Some taxpayers buying second homes for investment purposes may also have been scared off by provisions in the Reagan reform plan to eliminate the investment tax credit and reduce depreciation write-offs.

Compounding the sales slump for developers was a glut of already built but unsold second homes on the market, a glut that further depressed prices, says Joel Singer, chief economist for the California Assn. of Realtors.

Prices of homes at the Mammoth Lakes ski area in the Sierras fell as much 40%, says developer Dempsey. “Construction came to screeching halt,” he says, adding that his sales volume fell 66% and many plumbers, electricians and other construction workers were laid off.

To stimulate sales, many developers offered concessions, such as allowing buyers to forgo payments for a few months, rebates for cash purchases and interest-rate subsidies.
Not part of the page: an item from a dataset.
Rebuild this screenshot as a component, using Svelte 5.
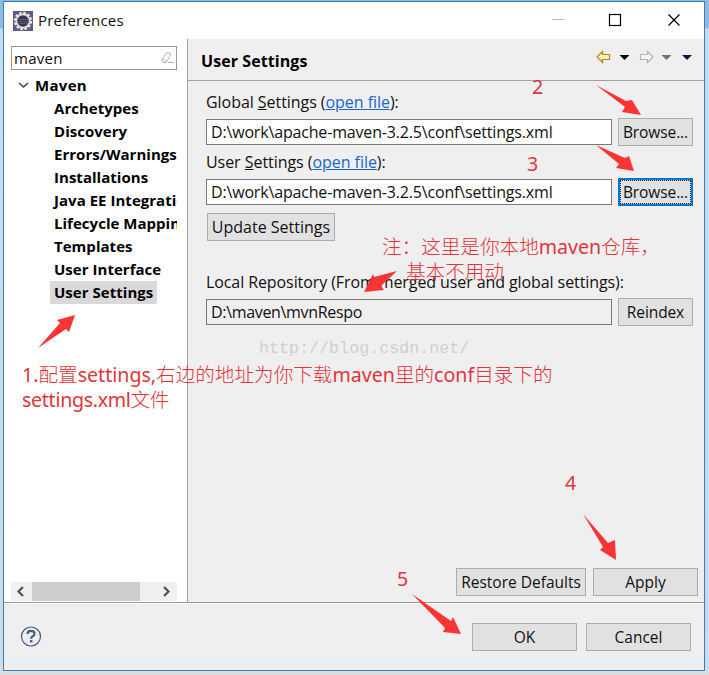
<script lang="ts">
  const pages = [
    'Archetypes',
    'Discovery',
    'Errors/Warnings',
    'Installations',
    'Java EE Integration',
    'Lifecycle Mappings',
    'Templates',
    'User Interface',
    'User Settings'
  ];

  const arrows = [
    '596,85 626,101 632,100 641,115 622,112 625,107',
    '596,145 625,158 629,156 634,171 616,168 619,164',
    '397,271 374,277 373,274 364,292 384,290 381,286',
    '38,348 60,323 57,320 75,315 69,332 66,329',
    '583,514 608,543 615,540 616,560 600,550 603,547',
    '412,594 451,621 453,617 461,634 443,632 445,628'
  ];

  let selected = $state('User Settings');
  let filter = $state('maven');
  let settingsPath = $state('D:\\work\\apache-maven-3.2.5\\conf\\settings.xml');
</script>

<div class="desktop">
  <div class="window">
    <header class="titlebar">
      <svg class="logo" width="20" height="20" viewBox="0 0 20 20">
        <rect width="20" height="20" fill="#625a86" />
        <circle cx="10" cy="10" r="7.7" fill="none" stroke="#e6e2dd" stroke-width="3" stroke-dasharray="2.6 1.43" />
        <circle cx="10" cy="10" r="6.6" fill="#39344c" stroke="#e6e2dd" stroke-width="1.6" />
        <path d="M4.5 8.5h11M4.2 10.5h11.6M5 12.5h10" stroke="#5d5778" />
      </svg>
      <span class="title">Preferences</span>
      <svg class="controls" width="130" height="14" viewBox="0 0 130 14">
        <path d="M0 6.5h12" stroke="#bcbcbc" />
        <rect x="57.5" y="1.5" width="11" height="11" fill="none" stroke="#000" stroke-width="1.2" />
        <path d="M116.5 1.5l11 11M127.5 1.5l-11 11" stroke="#000" stroke-width="1.2" />
      </svg>
    </header>

    <div class="body">
      <aside>
        <div class="search">
          <input bind:value={filter} aria-label="Filter" />
          <svg width="14" height="14" viewBox="0 0 14 14" fill="none" stroke="#b4b4b4">
            <path d="M1.5 9.5L6 2.5Q7 1.5 10 2L11 3.5L6 11.5H3ZM1.5 9.5Q5 7.5 6 11.5M8 11.5h6" />
          </svg>
        </div>
        <div class="tree">
          <div class="root">
            <svg width="11" height="8" viewBox="0 0 11 8">
              <path d="M1 2l4.5 4L10 2" fill="none" stroke="#444" stroke-width="1.6" />
            </svg>
            <span>Maven</span>
          </div>
          {#each pages as page}
            <button class="page" class:selected={selected === page} onclick={() => (selected = page)}>
              {page}
            </button>
          {/each}
        </div>
        <div class="scrollbar">
          <svg width="21" height="19" viewBox="0 0 21 19"><path d="M12 5L7.5 9.5 12 14" /></svg>
          <div class="thumb"></div>
          <svg width="21" height="19" viewBox="0 0 21 19"><path d="M8 5l4.5 4.5L8 14" /></svg>
        </div>
      </aside>

      <main>
        <div class="heading">
          <h1>User Settings</h1>
          <svg width="98" height="16" viewBox="0 0 98 16">
            <path d="M2 8l5.5-5.5v3h7v5h-7v3z" fill="#fff3b0" stroke="#b8862b" stroke-width="1.2" />
            <path d="M24.5 6h10l-5 5z" fill="#000" />
            <path d="M58 8l-5.5-5.5v3h-7v5h7v3z" fill="#f5f5f5" stroke="#b5b5b5" stroke-width="1.2" />
            <path d="M66.5 6h10l-5 5z" fill="#707070" />
            <path d="M87 6h10l-5 5z" fill="#15153a" />
          </svg>
        </div>

        <div class="form">
          <div class="label">Global <u>S</u>ettings (<a href="#global">open file</a>):</div>
          <div class="row">
            <input bind:value={settingsPath} aria-label="Global settings" />
            <button class="btn">Browse...</button>
          </div>
          <div class="label">User <u>S</u>ettings (<a href="#user">open file</a>):</div>
          <div class="row">
            <input bind:value={settingsPath} aria-label="User settings" />
            <button class="btn focused">Browse...</button>
          </div>
          <button class="btn update">Update Settings</button>
          <div class="label repo">Local Repository (From merged user and global settings):</div>
          <div class="row">
            <input class="readonly" value="D:\maven\mvnRespo" readonly aria-label="Local repository" />
            <button class="btn">Reindex</button>
          </div>
        </div>

        <div class="actions">
          <button class="btn restore">Restore Defaults</button>
          <button class="btn wide">Apply</button>
        </div>
      </main>
    </div>

    <footer>
      <svg width="22" height="22" viewBox="0 0 22 22">
        <circle cx="11" cy="10.5" r="9.5" fill="#e9eef6" stroke="#50586e" stroke-width="1.2" />
        <path d="M7.6 8.1Q7.6 4.8 11 4.8Q14.5 4.8 14.5 7.7Q14.5 9.3 12.6 10.4Q11.2 11.2 11.2 12.7" fill="none" stroke="#50586e" stroke-width="2.2" />
        <rect x="10" y="14" width="2.4" height="2.4" fill="#50586e" />
      </svg>
      <div class="footer-buttons">
        <button class="btn wide">OK</button>
        <button class="btn wide">Cancel</button>
      </div>
    </footer>
  </div>

  <!-- tutorial notes drawn over the dialog -->
  <div class="notes">
    <svg width="709" height="675" viewBox="0 0 709 675">
      {#each arrows as points}
        <polygon {points} fill="#fb3434" />
      {/each}
    </svg>
    <b class="note n2">2</b>
    <b class="note n3">3</b>
    <b class="note n4">4</b>
    <b class="note n5">5</b>
    <span class="note repo-note">注：这里是你本地<b>maven</b>仓库，</span>
    <span class="note repo-note-2">基本不用动</span>
    <span class="note step-1"><b>1.</b>配置<b>settings,</b>右边的地址为你下载<b>maven</b>里的<b>conf</b>目录下的</span>
    <span class="note step-1b"><b>settings.xml</b>文件</span>
    <span class="watermark">http://blog.csdn.net/</span>
  </div>
</div>

<style>
  :global(body) {
    margin: 0;
    overflow: hidden;
  }

  .desktop {
    position: relative;
    box-sizing: border-box;
    width: 709px;
    height: 675px;
    padding: 1px 4px 4px 3px;
    background: linear-gradient(#8cbce4 0, #8cbce4 28px, #c5dcef 29px, #cbdcec 660px, #d9dde1 672px);
    font-family: 'Open Sans', 'Noto Sans', 'Noto Sans CJK SC', sans-serif;
    font-size: 15px;
    color: #111;
    overflow: hidden;
  }

  .window {
    display: flex;
    flex-direction: column;
    box-sizing: border-box;
    width: 702px;
    height: 670px;
    border: 1px solid #3e7fb3;
    background: #efefef;
  }

  .titlebar {
    display: flex;
    align-items: center;
    box-sizing: border-box;
    height: 37px;
    padding: 0 22px 0 9px;
    background: #fff;
  }

  .controls {
    margin-top: -1px;
  }

  .title {
    flex: 1;
    margin: -2px 0 0 5px;
    letter-spacing: 0.2px;
  }

  .body {
    display: flex;
    height: 563px;
    border-bottom: 1px solid #999;
  }

  aside {
    display: flex;
    flex-direction: column;
    box-sizing: border-box;
    width: 184px;
    padding: 7px 10px 1px 7px;
    border-right: 1px solid #a0a0a0;
    background: #fff;
  }

  .search {
    display: flex;
    align-items: center;
    box-sizing: border-box;
    height: 24px;
    padding-right: 2px;
    border: 1px solid #999;
  }

  input {
    box-sizing: border-box;
    min-width: 0;
    flex: 1;
    margin: 0;
    padding: 0 4px;
    border: 0;
    background: #fff;
    color: #111;
    font: inherit;
    outline: none;
  }

  .search input {
    padding: 0 2px;
    height: 21px;
    letter-spacing: 0.3px;
  }

  .tree {
    display: flex;
    flex-direction: column;
    align-items: flex-start;
    flex: 1;
    padding-top: 3px;
    overflow: hidden;
    color: #000;
    font-weight: 700;
  }

  .root {
    display: flex;
    align-items: center;
    gap: 6px;
    height: 23px;
    margin-bottom: 1px;
    padding-left: 7px;
    letter-spacing: 0.3px;
  }

  .page {
    flex: none;
    height: 23px;
    margin-left: 39px;
    padding: 0 4px;
    border: 0;
    background: none;
    color: inherit;
    font: inherit;
    line-height: 23px;
    letter-spacing: 0.03px;
    white-space: nowrap;
  }

  .page.selected {
    background: #d9d9d9;
  }

  .scrollbar {
    display: flex;
    height: 19px;
    background: #f0f0f0;
  }

  .scrollbar path {
    fill: none;
    stroke: #505050;
    stroke-width: 2.2;
  }

  .thumb {
    width: 108px;
    margin-right: auto;
    background: #cdcdcd;
  }

  main {
    display: flex;
    flex-direction: column;
    flex: 1;
  }

  .heading {
    display: flex;
    align-items: center;
    justify-content: space-between;
    height: 41px;
    padding: 0 11px 0 13px;
    border-bottom: 1px solid #a0a0a0;
    color: #000;
  }

  .heading svg {
    margin-top: -5px;
  }

  h1 {
    margin: 3px 0 0;
    font-size: 16px;
    font-weight: 700;
    letter-spacing: 0.08px;
  }

  .form {
    padding: 9px 11px 0 18px;
  }

  .label {
    height: 24px;
    line-height: 24px;
    margin-bottom: 4px;
    font-size: 16px;
    letter-spacing: -0.05px;
    white-space: nowrap;
  }

  a {
    color: #1a66cc;
  }

  .row {
    display: flex;
    align-items: center;
    gap: 6px;
    height: 28px;
    margin-bottom: 4px;
  }

  .row input {
    height: 26px;
    border: 1px solid #7a7a7a;
    font-size: 16px;
    letter-spacing: -0.17px;
  }

  .row input.readonly {
    background: #efefef;
    letter-spacing: -0.33px;
  }

  .btn {
    box-sizing: border-box;
    height: 28px;
    padding: 0;
    border: 1px solid #adadad;
    background: #e1e1e1;
    color: #111;
    font: inherit;
    font-size: 15.5px;
    line-height: 26px;
    white-space: nowrap;
  }

  .row .btn {
    width: 75px;
    letter-spacing: -0.1px;
  }

  .btn.focused {
    border: 2px solid #0078d7;
    outline: 1px dotted #222;
    outline-offset: -3px;
    line-height: 24px;
  }

  .update {
    display: block;
    width: 128px;
    margin: 7px 0 0 1px;
    font-size: 16px;
  }

  .label.repo {
    margin-top: 29px;
    letter-spacing: -0.09px;
  }

  .actions {
    display: flex;
    justify-content: flex-end;
    gap: 7px;
    margin-top: auto;
    padding: 0 6px 6px 0;
  }

  .restore {
    width: 130px;
  }

  .wide {
    width: 105px;
  }

  footer {
    display: flex;
    align-items: center;
    justify-content: space-between;
    flex: 1;
    padding: 0 13px 0 16px;
    border-top: 1px solid #fff;
    background: linear-gradient(#efefef 52px, #e7eff6 56px, #e7eff6 60px, #faeadf 63px, #e9f0f6 66px);
  }

  .footer-buttons {
    display: flex;
    gap: 9px;
  }

  .notes {
    position: absolute;
    inset: 0;
    pointer-events: none;
  }

  .notes svg {
    display: block;
  }

  .note {
    position: absolute;
    color: #e0343c;
    font-family: 'Noto Sans CJK SC', sans-serif;
    font-size: 19.6px;
    font-weight: 300;
    line-height: 24px;
    white-space: nowrap;
  }

  b,
  b.note {
    font-family: 'Noto Sans', sans-serif;
    font-weight: 400;
  }

  .n2 { left: 532px; top: 75px; }
  .n3 { left: 527px; top: 152px; }
  .n4 { left: 565px; top: 471px; }
  .n5 { left: 397px; top: 567px; }
  .repo-note { left: 382px; top: 234px; }
  .repo-note-2 { left: 406px; top: 259px; }
  .step-1 { left: 22px; top: 362px; }
  .step-1b { left: 22px; top: 387px; letter-spacing: -0.3px; }

  .watermark {
    position: absolute;
    left: 259px;
    top: 337px;
    color: #cfcfcf;
    font-family: 'Liberation Mono', monospace;
    font-size: 16.7px;
    line-height: 24px;
  }
</style>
Sunrise’s Bone says his firm was the only developer to publicly offer to buy back second homes from buyers in the event that tax reform limited interest deductions. But others did it privately, he contends.

“We sold a lot more homes in September and October than we otherwise would have,” Bone says, adding that the widely advertised offer was ended in October after about three months.

Potential buyers also devised ways to get around any threatened reduction in interest deductions. Perhaps the most popular tactic was for a buyer to borrow from the equity in his primary home and use the cash to buy a second home. Thus the buyer would avoid heavy interest payments on the second home and be able to fully deduct the added interest payments on the primary home.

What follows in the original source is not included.